Wednesday, January 18, 2006


Ask not......

An interesting postcript on the Alito hearings from Harvard Law Professor and liberal lion Alan Dershowitz. Writing on the Huffington Post, Dershowitz argues that a big reason for the Democrats' dismal performance was that the minority had the wrong people asking the wrong questions.

In the first place, too many senators view the hearings as a campaign opportunity instead of as a confirmation hearing. Almost the entire first day was taken up with Committee members' "opening statements," which would be more accurately described as stump speeches. Things didn't get much better when the questioning began. For example, Senator Biden, the first announced presidential candidate of the 2008 campaign, spent over two-thirds of his first 30-minute "questioning" session talking about himself. Columnist Richard Cohen catalogued just a few of the things we learned about Biden, including his ethnic roots, his views on Ivy League colleges, and his thoughts on Senator Feinstein's eyeglasses (he approves). Right wing Republican senators postured about abortion, religion, and family values. We learned virtually nothing about Judge Alito. With all the pandering, posturing, and platitudes, it's a wonder that Judge Alito was able to get a word in edgewise.

The second problem with senator questioning is that most senators are not competent to question an experienced federal judge on issues of constitutional law adjudication. They are neither well-enough versed in the minutia of recent Supreme Court cases, nor are they very good at examining witnesses. Any experienced trial lawyer will tell you that asking crisp, concise questions - each aimed at a single discrete fact - is the only way to control a hostile witness.

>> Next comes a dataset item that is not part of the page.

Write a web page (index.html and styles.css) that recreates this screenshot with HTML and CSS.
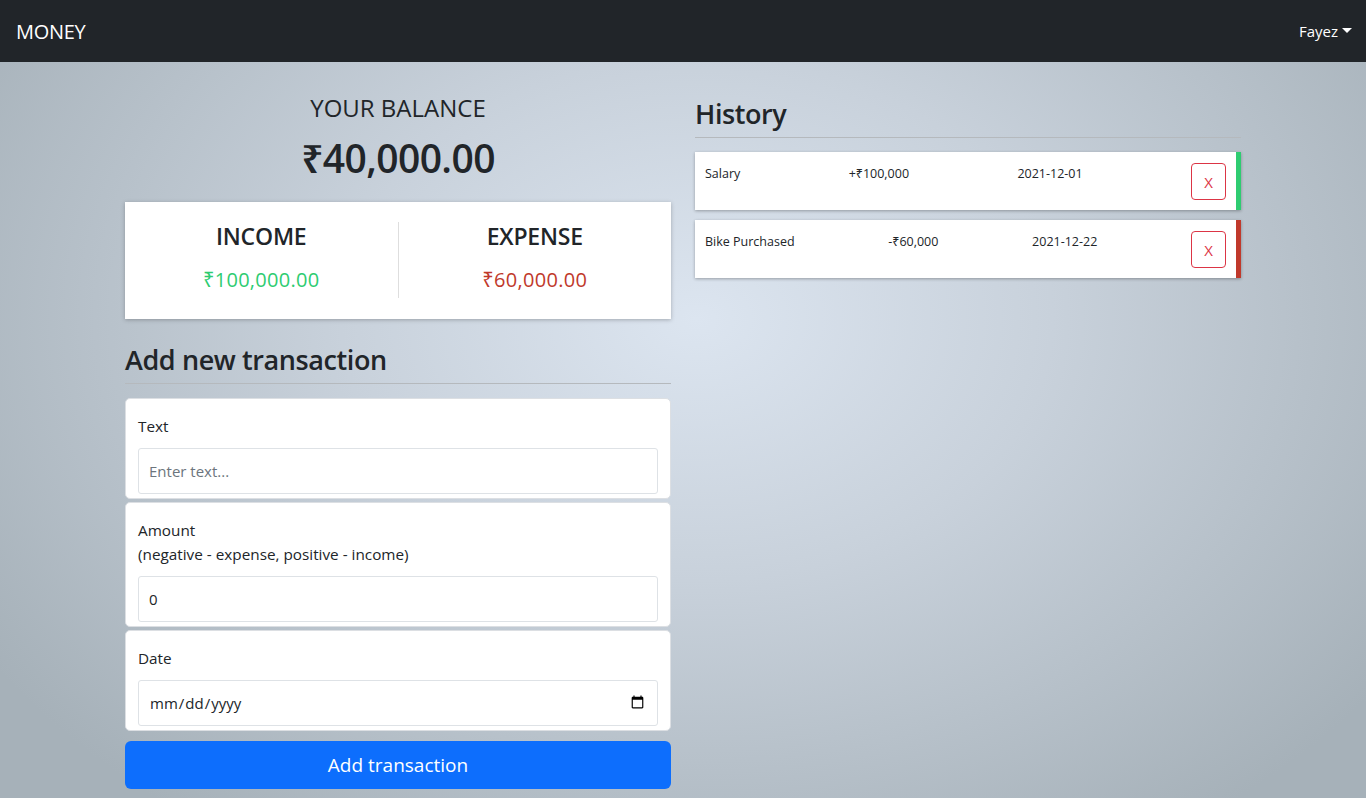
FILE: index.html
```html
<!DOCTYPE html>
<html lang="en">
<head>
<meta charset="utf-8">
<title>Money</title>
<link rel="stylesheet" href="styles.css">
</head>
<body>
<nav class="navbar">
  <span class="brand">MONEY</span>
  <span class="user">Fayez<span class="caret"></span></span>
</nav>
<main class="container">
  <div class="row">
    <section class="col">
      <h4 class="balance-title">YOUR BALANCE</h4>
      <h1 class="balance">₹40,000.00</h1>
      <div class="inc-exp">
        <div class="half">
          <h4 class="ie-title">INCOME</h4>
          <p class="money plus">₹100,000.00</p>
        </div>
        <div class="half">
          <h4 class="ie-title">EXPENSE</h4>
          <p class="money minus">₹60,000.00</p>
        </div>
      </div>
      <h3 class="section-title add-title">Add new transaction</h3>
      <form class="tx-form">
        <div class="form-card">
          <label class="form-label">Text</label>
          <input class="form-control" type="text" placeholder="Enter text...">
        </div>
        <div class="form-card">
          <label class="form-label">Amount <br>(negative - expense, positive - income)</label>
          <input class="form-control" type="number" value="0">
        </div>
        <div class="form-card">
          <label class="form-label">Date</label>
          <input class="form-control" type="date">
        </div>
        <button class="btn-add" type="button">Add transaction</button>
      </form>
    </section>
    <section class="col">
      <h3 class="section-title history-title">History</h3>
      <ul class="list">
        <li class="item plus-item">
          <span>Salary</span>
          <span>+₹100,000</span>
          <span>2021-12-01</span>
          <button class="del" type="button">X</button>
        </li>
        <li class="item minus-item">
          <span>Bike Purchased</span>
          <span>-₹60,000</span>
          <span>2021-12-22</span>
          <button class="del" type="button">X</button>
        </li>
      </ul>
    </section>
  </div>
</main>
</body>
</html>
```
FILE: styles.css
```css
* { box-sizing: border-box; }
html, body { margin: 0; }
body {
  font-family: "Open Sans", "Noto Sans", sans-serif;
  color: #212529;
  min-height: 798px;
  background: radial-gradient(ellipse 62% 78% at 51% 40%, #dce5f0 0%, #c8d1db 42%, #a6b1b9 100%);
  background-attachment: fixed;
}
.navbar {
  height: 62px;
  background: #212529;
  display: flex;
  align-items: center;
  justify-content: space-between;
  padding: 0 14px 0 16px;
  color: #fff;
}
.brand { font-size: 20px; letter-spacing: -0.3px; }
.user { font-size: 15px; display: flex; align-items: center; padding-left: 2px; }
.caret {
  display: inline-block;
  margin-left: 4px;
  border-top: 5px solid #fff;
  border-left: 5px solid transparent;
  border-right: 5px solid transparent;
  margin-top: -2px;
}
.container { width: 1140px; margin: 0 auto; padding: 0 12px; }
.row { display: flex; margin: 0 -12px; }
.col { width: 50%; padding: 0 12px; }
.balance-title {
  margin: 32px 0 0;
  text-align: center;
  font-size: 24px;
  font-weight: 400;
  line-height: 1.2;
}
.balance {
  margin: 12px 0 20px;
  text-align: center;
  font-size: 39px;
  font-weight: 600;
  letter-spacing: -0.6px;
  line-height: 1.2;
}
.inc-exp {
  background: #fff;
  box-shadow: 0 1px 4px rgba(0,0,0,0.25);
  padding: 20px 0 21px;
  display: flex;
}
.half { flex: 1; text-align: center; padding: 0 0 3px; }
.half:first-child { border-right: 1px solid #dedede; }
.ie-title { margin: 0 0 14px; font-size: 23px; font-weight: 600; line-height: 29px; letter-spacing: -0.2px; }
.money { margin: 0; font-size: 20px; line-height: 30px; letter-spacing: 0.3px; }
.plus { color: #2ecc71; }
.minus { color: #c0392b; }
.section-title {
  font-size: 27px;
  font-weight: 600;
  line-height: 1.2;
  letter-spacing: -0.4px;
  margin: 0;
  padding-bottom: 7px;
  border-bottom: 1px solid #b5b9bd;
}
.add-title { margin-top: 25px; margin-bottom: 14px; }
.history-title { margin-top: 36px; margin-bottom: 14px; }
.tx-form { display: flex; flex-direction: column; gap: 3px; }
.form-card {
  background: #fff;
  border: 1px solid #dcdfe3;
  border-radius: 5px;
  padding: 15px 12px 4px;
  display: flex;
  flex-direction: column;
}
.form-label { font-size: 15.3px; line-height: 24px; margin-bottom: 10px; }
.form-control {
  height: 46px;
  border: 1px solid #dee2e6;
  border-radius: 3px;
  padding: 0 10px;
  font-family: inherit;
  font-size: 15px;
  color: #212529;
  background: #fff;
}
.form-control::placeholder { color: #6c757d; }
.btn-add {
  margin-top: 7px;
  height: 48px;
  border: none;
  border-radius: 6px;
  background: #0d6efd;
  color: #fff;
  font-family: inherit;
  font-size: 19px;
}
.list { list-style: none; margin: 0; padding: 0; display: flex; flex-direction: column; gap: 10px; }
.item {
  background: #fff;
  box-shadow: 0 1px 3px rgba(0,0,0,0.3);
  display: flex;
  justify-content: space-between;
  align-items: flex-start;
  padding: 10px;
  font-size: 12.5px;
  line-height: 23px;
  height: 58px;
}
.plus-item { border-right: 5px solid #2ecc71; }
.minus-item { border-right: 5px solid #c0392b; }
.del {
  width: 35px;
  height: 37px;
  margin-top: 1px;
  border: 1px solid #dc3545;
  border-radius: 4px;
  background: #fff;
  color: #dc3545;
  font-family: inherit;
  font-size: 15px;
  padding: 0;
}
```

The senators' meandering, multi-pronged questions allowed Alito to pick and choose which parts he wanted to answer, to speak vaguely, and sometimes to evade the questions altogether.

When Alito proved unresponsive, the senators didn't know how to ask follow-up questions. Experienced cross-examiners instruct aspiring attorneys never to "work from a list of questions, because there is no way to know what question to ask until you have heard the previous answer." But because their staff had apparently drafted the questions, the senators were largely incapable of deviating from what was written on the page. Even when Alito gave contradictory testimony, no one pointed out the inconsistencies. To give just one obvious example, in his opening statement, Alito emphasized that his personal beliefs and preferences play no part in his work as a judge. Later on, Alito said that when a discrimination case comes before him, "I have to think about people in my own family who suffered discrimination because of their ethnic background or because of religion or because of gender." Well, which is it? Do Alito's personal beliefs and experiences matter or don't they? And if not - if personal beliefs are entirely irrelevant in Alito in his role as a judge - why did he refuse to answer questions about those beliefs?

The solution? Dershowitz suggests the Judiciary Committee take a page from other Congressional committees (think Arthur Liman in Iran-contra) and tap outside counsel to lead the questioning of future high court nominees, at least on the complex constitutional stuff. While not a fix for the flawed strategic thinking I outlined in my op-ed yesterday, this is a constructive, eminently reasonable proposal that should be at the top of lessons learned from the Alito hearing debacle.